2012 nahmen unsere Vorbereitungen dann immer konkretere Formen an: wir hatten uns das Ziel gesetzt, dass wir spätestens zu unserem 40. Geburtstag ein Boot kaufen würden und dies rückte bedenklich näher. Im Februar besuchten wir noch mal ein anderes Blauwasser-Seminar auf der Boot in Düsseldorf. Und im Dezember charterten wir dann auf Lanzarote eine Lagoon 380 inklusive Skipper, weil wir uns diesen Katamaran als unser „Traumschiff“ ausgesucht hatten und ihn vor dem Kauf noch in der Praxis genau unter die Lupe nehmen wollten.
Im Februar 2013 besuchten wir ein „Medizin an Bord“-Seminar in Hamburg, im März ging es zu einem Sicherheitsseminar der Bundesmarine nach Kiel und im April segelte Kai auf oben genannter Lagoon 380 von Lanzarote nach Gibraltar. Und im Mai war es dann endlich soweit: wir kauften unsere SY Silence in Tunesien!
Wir flogen nochmals für fünf Wochen nach Hause, regelten alle unsere Angelegenheiten (unsere Jobs hatten wir bereits Ende März bzw. Ende Mai gekündigt) und am 16. Juni 2013 bezogen wir unser neues Heim! Zusammen mit der französischen Voreignerfamilie Michel, Sophie und Eva segelten wir dann in etwas mehr als einem Monat bis nach Korsika, wo die drei wohnen.

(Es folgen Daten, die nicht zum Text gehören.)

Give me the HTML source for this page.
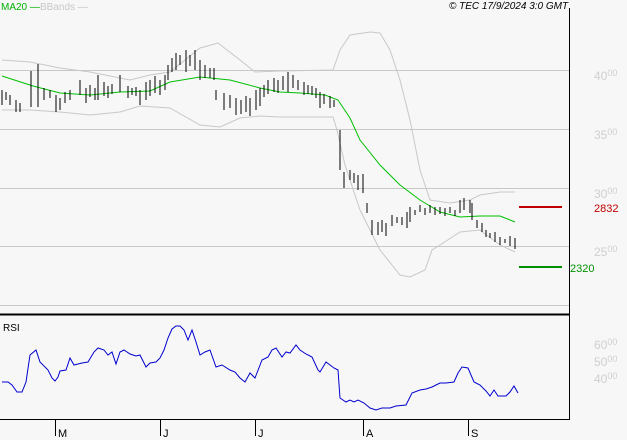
<!DOCTYPE html><html><head><style>body{margin:0;background:#f7f7f7}svg{display:block;font-family:"Liberation Sans",sans-serif}</style></head><body>
<svg width="627" height="440" viewBox="0 0 627 440">
<rect width="627" height="440" fill="#f7f7f7"/>
<g stroke="#c8c8c8" stroke-width="1">
<line x1="0" y1="70.5" x2="569" y2="70.5"/><line x1="0" y1="129.5" x2="569" y2="129.5"/><line x1="0" y1="188.5" x2="569" y2="188.5"/><line x1="0" y1="246.5" x2="569" y2="246.5"/><line x1="0" y1="305.5" x2="569" y2="305.5"/>
</g>
<line x1="569.5" y1="8" x2="569.5" y2="420" stroke="#000"/>
<line x1="0" y1="314.5" x2="569" y2="314.5" stroke="#000" stroke-width="2"/>
<line x1="0" y1="419.5" x2="569" y2="419.5" stroke="#000"/>
<g stroke="#000"><line x1="55.5" y1="420" x2="55.5" y2="436"/><line x1="160.5" y1="420" x2="160.5" y2="436"/><line x1="255.5" y1="420" x2="255.5" y2="436"/><line x1="363.5" y1="420" x2="363.5" y2="436"/><line x1="468.5" y1="420" x2="468.5" y2="436"/></g>
<g font-size="11" fill="#000"><text x="58" y="437">M</text><text x="163" y="437">J</text><text x="258" y="437">J</text><text x="366" y="437">A</text><text x="471" y="437">S</text></g>
<text x="1" y="10" font-size="10" fill="#00b000">MA20 —</text><text x="40" y="10" font-size="10" fill="#c8c8c8">BBands —</text>
<text x="449" y="9" font-size="10" font-style="italic" fill="#000">© TEC 17/9/2024 3:0 GMT</text>
<text x="3" y="331" font-size="10" fill="#000">RSI</text>
<g fill="#cfcfcf" font-size="12"><text x="594" y="80">40<tspan font-size="9" dy="-4">00</tspan></text><text x="594" y="139">35<tspan font-size="9" dy="-4">00</tspan></text><text x="594" y="198">30<tspan font-size="9" dy="-4">00</tspan></text><text x="594" y="256">25<tspan font-size="9" dy="-4">00</tspan></text>
<text x="594" y="349">60<tspan font-size="9" dy="-4">00</tspan></text><text x="594" y="366">50<tspan font-size="9" dy="-4">00</tspan></text><text x="594" y="383">40<tspan font-size="9" dy="-4">00</tspan></text></g>
<line x1="519" y1="207" x2="562" y2="207" stroke="#c00000" stroke-width="2"/><text x="594" y="212" font-size="11" fill="#c00000">2832</text>
<line x1="519" y1="267" x2="562" y2="267" stroke="#009000" stroke-width="2"/><text x="570" y="272" font-size="11" fill="#009000">2320</text>
<g fill="none" stroke="#c8c8c8"><polyline points="2,60 30,62 60,68 90,72 130,80 150,75 170,72 200,48 218,43 240,60 255,72 280,71 333,70 340,50 350,35 370,32 380,33 390,50 400,80 410,120 420,170 430,200 450,203 470,200 480,195 500,192 515,192"/>
<polyline points="2,110 30,110 60,112 90,115 120,112 140,106 170,108 200,125 220,127 240,118 260,116 280,117 300,117 333,117 337,130 345,165 360,210 380,250 400,275 410,277 425,270 432,250 440,245 460,232 480,230 500,245 515,252"/></g>
<polyline fill="none" stroke="#00c000" points="2,76 33,86 60,93 90,95 120,92 150,91 170,82 200,77 230,80 260,88 280,92 300,93 325,95 338,100 350,118 360,140 380,165 400,185 420,200 440,212 460,217 480,216 500,216 515,222"/>
<path stroke="#000" stroke-width="1" shape-rendering="crispEdges" fill="none" d="M2 90V105M6 92V100M10 95V105M16 100V112M20 103V112M31 71V107M38 64V107M44 88V100M50 90V98M56 95V112M60 98V110M65 92V103M70 90V100M80 80V95M86 88V103M90 85V97M95 88V100M98 75V100M104 82V96M108 86V98M112 84V94M120 75V92M128 86V98M132 88V95M136 87V96M140 90V105M146 82V100M150 80V96M155 76V93M160 80V95M165 75V90M168 65V80M172 58V72M176 53V70M180 55V65M186 50V72M190 55V66M195 50V70M200 60V80M205 65V78M210 68V78M214 68V80M216 90V100M224 93V110M230 95V108M236 98V115M241 100V114M246 96V112M250 98V116M256 90V110M260 88V106M264 85V97M268 80V94M274 78V92M278 80V93M283 76V90M288 72V92M293 75V88M298 80V90M304 82V95M308 85V94M312 86V95M316 88V98M320 92V108M324 94V104M330 96V108M334 100V107M340 130V170M344 172V188M350 170V180M354 173V183M358 175V190M363 174V193M367 203V213M372 220V235M378 222V235M382 220V232M386 223V236M392 215V226M397 217V223M402 217V225M407 212V228M410 207V222M415 210V215M420 205V212M425 208V215M430 205V213M435 207V215M440 207V214M445 208V216M450 207V213M455 210V216M460 200V213M464 198V210M470 200V213M472 203V220M477 220V228M482 223V232M486 230V237M490 233V238M495 232V242M500 237V245M505 239V243M510 236V246M515 238V249"/>
<polyline fill="none" stroke="#0000d0" points="2,382 8,382 12,385 17,392 22,392 26,382 30,355 36,350 40,362 48,370 52,378 55,381 58,377 60,371 66,370 70,358 74,365 82,363 88,362 94,352 98,348 104,350 108,355 112,352 116,364 120,352 124,350 130,354 136,356 140,355 146,367 150,363 156,362 160,358 164,350 168,338 172,329 176,326 180,326 184,330 188,340 192,330 196,342 200,355 205,352 210,350 216,367 222,365 230,370 235,372 240,378 245,382 250,373 255,378 262,360 268,357 272,350 276,348 282,357 286,352 290,353 296,345 300,350 306,354 312,357 318,370 320,372 326,362 334,368 338,370 340,398 346,402 350,400 354,402 358,400 364,403 370,408 376,410 382,408 390,408 396,406 406,405 412,393 420,390 426,389 432,387 436,385 440,383 446,383 454,382 458,373 462,367 468,368 474,382 480,385 486,391 490,396 494,390 498,396 506,396 510,392 514,386 518,393"/>
</svg></body></html>
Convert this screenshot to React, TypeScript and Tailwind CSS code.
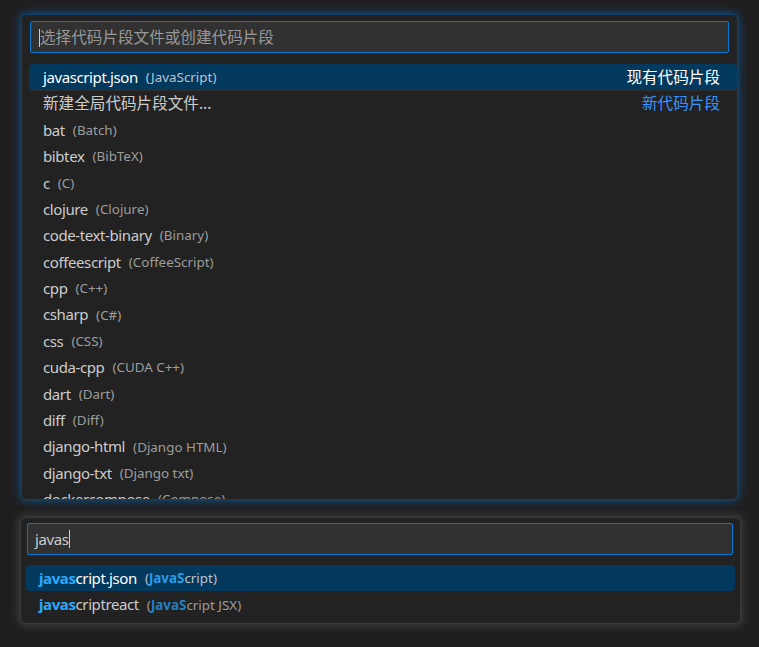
import React from "react";

const font = { fontFamily: '"Noto Sans", "Noto Sans CJK SC", sans-serif' };

const items: [string, string][] = [
  ["bat", "Batch"],
  ["bibtex", "BibTeX"],
  ["c", "C"],
  ["clojure", "Clojure"],
  ["code-text-binary", "Binary"],
  ["coffeescript", "CoffeeScript"],
  ["cpp", "C++"],
  ["csharp", "C#"],
  ["css", "CSS"],
  ["cuda-cpp", "CUDA C++"],
  ["dart", "Dart"],
  ["diff", "Diff"],
  ["django-html", "Django HTML"],
  ["django-txt", "Django txt"],
  ["dockercompose", "Compose"],
];

function Row({ label, desc }: { label: string; desc: string }) {
  return (
    <div className="flex h-[26.4px] shrink-0 items-center pl-[14px]">
      <span className="text-[15px] tracking-[-0.4px] text-[#cccccc]">{label}</span>
      <span className="ml-[8px] text-[13.4px] text-[#9d9d9d]">({desc})</span>
    </div>
  );
}

export default function App() {
  return (
    <div
      className="flex h-[647px] w-full flex-col overflow-hidden bg-[#1f1f1f] pt-[14px]"
      style={font}
    >
      {/* top quick pick */}
      <div className="ml-[21px] flex h-[486px] w-[717px] flex-col overflow-hidden rounded-[5px] border border-[#12406a] bg-[#222222] shadow-[0_0_8px_1px_rgba(0,120,212,0.55)]">
        <div className="px-[8px] pt-[6px]">
          <div className="flex h-[32px] items-center rounded-[2px] border border-[#0078d4] bg-[#313131] pl-[8px] pt-[2px]">
            <span className="h-[18px] w-px bg-[#cccccc]" />
            <span className="text-[15.6px] text-[#989898]">选择代码片段文件或创建代码片段</span>
          </div>
        </div>
        <div className="mt-[11px] flex flex-col pl-[7px]">
          <div className="flex h-[26.4px] shrink-0 items-center rounded-[4px] bg-[#04395e] pl-[14px] pr-[17px]">
            <span className="text-[15px] tracking-[-0.4px] text-[#ffffff]">javascript.json</span>
            <span className="ml-[8px] text-[13.4px] text-[#b9c4cf]">(JavaScript)</span>
            <span className="ml-auto text-[15.6px] text-[#ffffff]">现有代码片段</span>
          </div>
          <div className="flex h-[26.4px] shrink-0 items-center border-t border-[#2e2e2e] pl-[14px] pr-[17px]">
            <span className="text-[15.6px] text-[#cccccc]">新建全局代码片段文件...</span>
            <span className="ml-auto text-[15.6px] text-[#3794ff]">新代码片段</span>
          </div>
          {items.map(([l, d]) => (
            <Row key={l} label={l} desc={d} />
          ))}
        </div>
      </div>

      {/* bottom quick pick */}
      <div className="ml-[20px] mt-[17px] flex h-[107px] w-[721px] flex-col rounded-[6px] border border-[#3a3a3a] bg-[#222222] shadow-[0_0_8px_2px_rgba(90,90,90,0.55)]">
        <div className="px-[6px] pt-[5px] pr-[7px]">
          <div className="flex h-[32px] items-center rounded-[2px] border border-[#0078d4] bg-[#313131] pl-[7px]">
            <span className="text-[15px] tracking-[-0.4px] text-[#cccccc]">javas</span>
            <span className="h-[18px] w-px bg-[#cccccc]" />
          </div>
        </div>
        <div className="mt-[10px] flex flex-col px-[5px]">
          <div className="flex h-[26.4px] items-center rounded-[4px] bg-[#04395e] pl-[13px]">
            <span className="text-[15px] tracking-[-0.4px] text-[#ffffff]">
              <b className="font-bold text-[#2aaaff]">javas</b>cript.json
            </span>
            <span className="ml-[8px] text-[13.4px] text-[#b9c4cf]">
              (<b className="font-bold text-[#2a9be8]">JavaS</b>cript)
            </span>
          </div>
          <div className="flex h-[26.4px] items-center pl-[13px]">
            <span className="text-[15px] tracking-[-0.4px] text-[#cccccc]">
              <b className="font-bold text-[#2aaaff]">javas</b>criptreact
            </span>
            <span className="ml-[8px] text-[13.4px] text-[#9d9d9d]">
              (<b className="font-bold text-[#2080c8]">JavaS</b>cript JSX)
            </span>
          </div>
        </div>
      </div>
    </div>
  );
}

Seitdem sind wir alleine unterwegs und haben trotz unserer eher bescheidenen Segelerfahrung bisher alle Herausforderungen gemeistert. Wir haben unsere Entscheidung nicht bereut und solange unser Erspartes reicht, werdet ihr uns irgendwo da draußen auf den Weltmeeren antreffen!